The Configurable Directivity Device (CDD) is a diffraction slot used to control acoustic coverage across the non-coupling (horizontal) plane. The CDD applies user-adjustable bolt-on flanges to set the diffraction slot’s exit flare rate at either 80° or 120°. The same speaker cabinet reference can then produce a wide range of directivity features, from 60° or less (narrow coverage needed at long distances) to 120° or more (wider coverage needed at short distances). The flanges deliver a wide range of control over wavesource behaviour, which helps fill in any coverage gaps in the line array system.
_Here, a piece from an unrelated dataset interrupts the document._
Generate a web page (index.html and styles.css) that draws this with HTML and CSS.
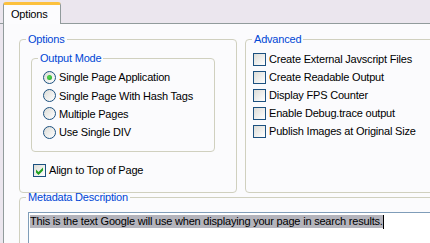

“Good developments are all about asking yourself the right questions,” says Deffarges. “We could see a big advantage for our users to be able to have two different coverages from the one box, including the fact that the rental company doesn’t need to buy a purpose-built wide dispersion box for the bottom of the hang. Once we had the CDD flanges, the same speaker cabinet reference could produce a wide range of directivity features.”

François Deffarges, NEXO Director of Engineering Support

This has become a signature of NEXO loudspeaker products, which can be seen in the latest releases, the P+ Series, which permits the user to interchange the horn flanges to deliver a variety of directivities – from the 60°x 60° that is provided as standard, to a 90°x 40° or an asymmetrical 50°- 100°x 40°. That is three references in one box, and then it can be used vertically or horizontally to get even more options. Not a lot of people realise that NEXO was the first manufacturer to build line array systems that could be used horizontally as well as vertically. “We believe that constant curvature arrays and line arrays are one family, whereas most other manufacturers regard them as two.”

Over the last twenty years, HRW and CDD have provided the design starting point for multiple NEXO product families, all recognised for their exceptional accuracy, consistent frequency and SPL coverage, as well as delivering an impressively close correlation between mathematical predictions and real-world results.